With such a “rude” language, it was a huge challenge for Tyndale to find the right register that would befit the word of God. Even though John Wycliffe had translated parts of the Bible in the 1300s, this was now little help as the language had evolved rapidly.
Tyndale was frank about the difficulty that faced him: “I had no man to counterfeit, neither was helped with English of any that had interpreted the same or such like thing in the scripture beforetime.” Tyndale had not only to grapple with an immature language, but also to sculpt from it a translation of scripture that would seem worthy to prelate and plough-boy alike.

David Crystal’s illuminating new book is primarily a forensic survey of Tyndale’s pioneering development of the English language both in his translation of the New Testament as well as in his other tracts. This is not the first time that Crystal, a distinguished scholar of the English language, has looked at the translation of scripture. His 2011 book, Begat, examines the impact of the King James Bible on the English language and culture. Here, he delves down into the work of Tyndale himself (which had a huge influence on the King James Version) to show just how original his response was to the linguistic problems he faced.
Tyndale’s work reflects both a personal linguistic creativity, and also an openness to using new developments in the common language of his time to serve both his biblical translation and his polemic writing. Crystal observes that the Oxford English Dictionary credits Tyndale with a huge number of first recorded uses of words, and that these are often formed in a manner characteristic of the period.
Tyndale creates compound nouns — birthright, landlady, seashore, stumbling-block, uproar — new nouns and adjectives by adding suffixes — childishness, longing, carnally, stewardship, effeminately, pottering — and also phrasal verbs: break through, dispense with, lay apart, set forth, draw into, stoop down.
He does not fear to draw from the idioms that might have been common amongst ploughboys and kitchen pages for use in the high realms of scriptural translation or theological debate. “Mark how he playeth bo-peep with the scriptures,” complains Tyndale of John Fisher, Bishop of Rochester, taking the nursery game better known now as “peep-bo” or “peekaboo”.
We likewise have “half an eye”, “go to pot”, “say the word”, and “what other thing doest thou make of God” giving us the contemporary phrase “What do you make of that?” He also gives us “good luck” as an interjection (although it had been used before in continuous prose): “Then said Leah ‘Good luck’ … ”
One of Tyndale’s as yet unsung achievements is his pioneering work as a lexicographer. Long before Samuel Johnson, or even Robert Cawdrey’s small 1604 “dictionary of hard words”, Tyndale was aware that the new words, names and even descriptions of biblical practices would require glossary and exposition.
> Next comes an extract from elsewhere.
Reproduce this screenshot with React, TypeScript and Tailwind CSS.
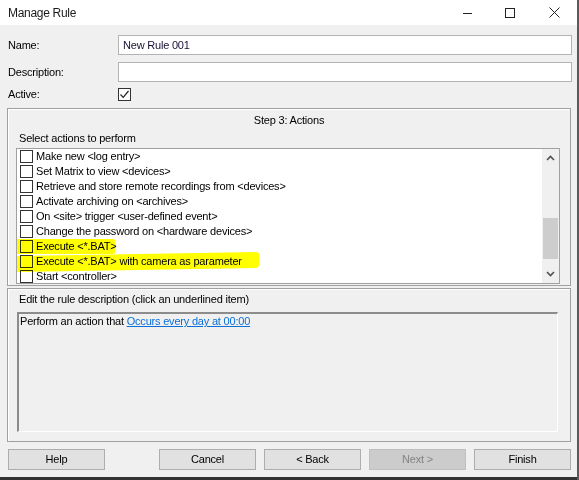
import React from "react";

const actions = [
    "Make new <log entry>",
    "Set Matrix to view <devices>",
    "Retrieve and store remote recordings from <devices>",
    "Activate archiving on <archives>",
    "On <site> trigger <user-defined event>",
    "Change the password on <hardware devices>",
    "Execute <*.BAT>",
    "Execute <*.BAT> with camera as parameter",
    "Start <controller>",
];

function Box() {
    return (
        <span className="block w-[13px] h-[13px] border border-[#333333] bg-white shrink-0"></span>
    );
}

function WinButton({ label, disabled }: { label: string; disabled?: boolean }) {
    return (
        <button
            className={
                disabled
                    ? "w-[97px] h-[21px] border border-[#bfbfbf] bg-[#cccccc] text-[#838383] text-[11px]"
                    : "w-[97px] h-[21px] border border-[#adadad] bg-[#e1e1e1] text-black text-[11px]"
            }>
            {label}
        </button>
    );
}

export default function App() {
    return (
        <div
            className="w-[579px] h-[480px] bg-[#f0f0f0] flex flex-col text-[11px] tracking-[-0.2px] text-black border-r-2 border-[#5a5a5a] overflow-hidden"
            style={{ fontFamily: '"Liberation Sans", Arial, sans-serif' }}>
            {/* title bar */}
            <div className="h-[25px] bg-white flex items-center shrink-0">
                <span className="pl-[8px] text-[12px] tracking-[-0.3px] text-[#1a1a1a]">Manage Rule</span>
                <div className="ml-auto flex items-center h-full">
                    <svg width="9" height="10" viewBox="0 0 9 10" className="mr-[33px]">
                        <line x1="0" y1="5.5" x2="9" y2="5.5" stroke="#222" strokeWidth="1" />
                    </svg>
                    <svg width="10" height="10" viewBox="0 0 10 10" className="mr-[34px]">
                        <rect x="0.5" y="0.5" width="9" height="9" fill="none" stroke="#222" strokeWidth="1" />
                    </svg>
                    <svg width="11" height="11" viewBox="0 0 11 11" className="mr-[17px]">
                        <path d="M0.5 0.5 L10.5 10.5 M10.5 0.5 L0.5 10.5" stroke="#222" strokeWidth="1" />
                    </svg>
                </div>
            </div>

            {/* fields */}
            <div className="flex items-center mt-[10px] h-[20px]">
                <span className="w-[118px] pl-[8px]">Name:</span>
                <div className="w-[454px] h-[20px] border border-[#b4b4b4] bg-white flex items-center pl-[4px] text-[#1a0f33]">
                    New Rule 001
                </div>
            </div>
            <div className="flex items-center mt-[7px] h-[20px]">
                <span className="w-[118px] pl-[8px]">Description:</span>
                <div className="w-[454px] h-[20px] border border-[#b4b4b4] bg-white"></div>
            </div>
            <div className="flex items-center mt-[6px] h-[13px]">
                <span className="w-[118px] pl-[8px]">Active:</span>
                <span className="w-[13px] h-[13px] border border-[#333333] bg-white flex items-center justify-center">
                    <svg width="11" height="11" viewBox="0 0 11 11">
                        <path d="M1.5 5.5 L4.2 8.3 L9.5 2" fill="none" stroke="#222" strokeWidth="1.2" />
                    </svg>
                </span>
            </div>

            {/* step 3 group */}
            <div className="mt-[7px] ml-[7px] w-[564px] h-[178px] border border-[#a0a0a0] shadow-[inset_1px_1px_0_#ffffff] flex flex-col">
                <div className="text-center mt-[5px] leading-[13px]">Step 3: Actions</div>
                <div className="pl-[11px] mt-[5px] leading-[13px]">Select actions to perform</div>
                <div className="ml-[8px] mt-[3px] w-[544px] h-[136px] border border-[#a0a0a0] bg-white flex relative overflow-hidden">
                    <div className="flex-1 flex flex-col">
                        {actions.map((a) => (
                            <div key={a} className="h-[15px] flex items-center pl-[3px] gap-[3px] leading-[15px] whitespace-nowrap">
                                <Box />
                                <span>{a}</span>
                            </div>
                        ))}
                    </div>
                    {/* marker highlights */}
                    <div className="absolute left-[-3px] top-[90px] w-[101px] h-[15px] bg-[#ffff00] mix-blend-multiply rounded-[2px]"></div>
                    <div className="absolute left-[-3px] top-[105px] w-[245px] h-[16px] bg-[#ffff00] mix-blend-multiply rounded-[3px] -skew-y-1"></div>
                    {/* scrollbar */}
                    <div className="w-[17px] h-full bg-[#f0f0f0] flex flex-col items-center">
                        <svg width="9" height="6" viewBox="0 0 9 6" className="mt-[6px]">
                            <path d="M1 5 L4.5 1.5 L8 5" fill="none" stroke="#505050" strokeWidth="1.6" />
                        </svg>
                        <div className="mt-[57px] w-[15px] h-[41px] bg-[#cdcdcd]"></div>
                        <svg width="9" height="6" viewBox="0 0 9 6" className="mt-auto mb-[6px]">
                            <path d="M1 1 L4.5 4.5 L8 1" fill="none" stroke="#505050" strokeWidth="1.6" />
                        </svg>
                    </div>
                </div>
            </div>

            {/* description group */}
            <div className="mt-[2px] ml-[7px] w-[564px] h-[154px] border border-[#a0a0a0] shadow-[inset_1px_1px_0_#ffffff] flex flex-col">
                <div className="pl-[11px] mt-[4px] leading-[13px]">Edit the rule description (click an underlined item)</div>
                <div className="ml-[9px] mt-[6px] w-[541px] h-[120px] border-t-2 border-l-2 border-[#8c8c8c] border-r border-b border-r-[#ffffff] border-b-[#ffffff] bg-[#f0f0f0] pl-[1px] leading-[14px]">
                    Perform an action that{" "}
                    <span className="text-[#0b6fd6] underline">Occurs every day at 00:00 </span>
                </div>
            </div>

            {/* buttons */}
            <div className="flex mt-[7px] pl-[8px]">
                <WinButton label="Help" />
                <div className="ml-[54px] flex gap-[8px]">
                    <WinButton label="Cancel" />
                    <WinButton label="< Back" />
                    <WinButton label="Next >" disabled />
                    <WinButton label="Finish" />
                </div>
            </div>
            <div className="mt-auto h-[3px] bg-[#333333]"></div>
        </div>
    );
}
Tyndale offered a number of tables explaining difficult words in his translations, naturally using alphabetical order (although it seemed to Cawdrey such a new idea that he felt the need to explain the concept to the reader). Tyndale explains etymologies, customs and sometimes even metaphors: “God is called a rock, because both he and his word lasteth for ever.”
One of the most striking parts of Crystal’s analysis is his exposition of Tyndale’s broader style. When one picks up a copy of, say, The Obedience of the Christian Man, with the text printed conventionally in continuous prose, despite the flair it shows in close extracts, it can seem heavy going, with long chapters, convoluted paragraphs and even sentences.
Crystal shows that Tyndale frequently does not see the sentence as the unit of complete thought in his writing, but that we should read his prose as a collection of much smaller clauses, almost as written speech. Crystal’s discussion of this will be eye-opening for those who find it difficult to deal with the prose of this period. It also forms the foundation for the later chapters of the book, which are a technical analysis of the frequently repeated claim that Tyndale’s translations formed the basis of around 80 per cent of the King James translation.
Crystal’s book is intended to mark the 500th anniversary of Tyndale’s New Testament, and it is a fitting tribute to him. But beyond this, it is unfortunate that Tyndale’s vast achievements have seen little public celebration this year. St Paul’s Cathedral (making some atonement for their burning of Tyndale’s work) is at least exhibiting one of the rare surviving copies of the 1526 New Testament, as is the British Library.
But given his contribution to our language, literature, politics, culture, even the idea of Englishness, he deserves far greater celebration. I would put him on the new banknotes instead of the proposed otters and beavers, even if he did complain about “filthy lucre” — another of his lasting coinages.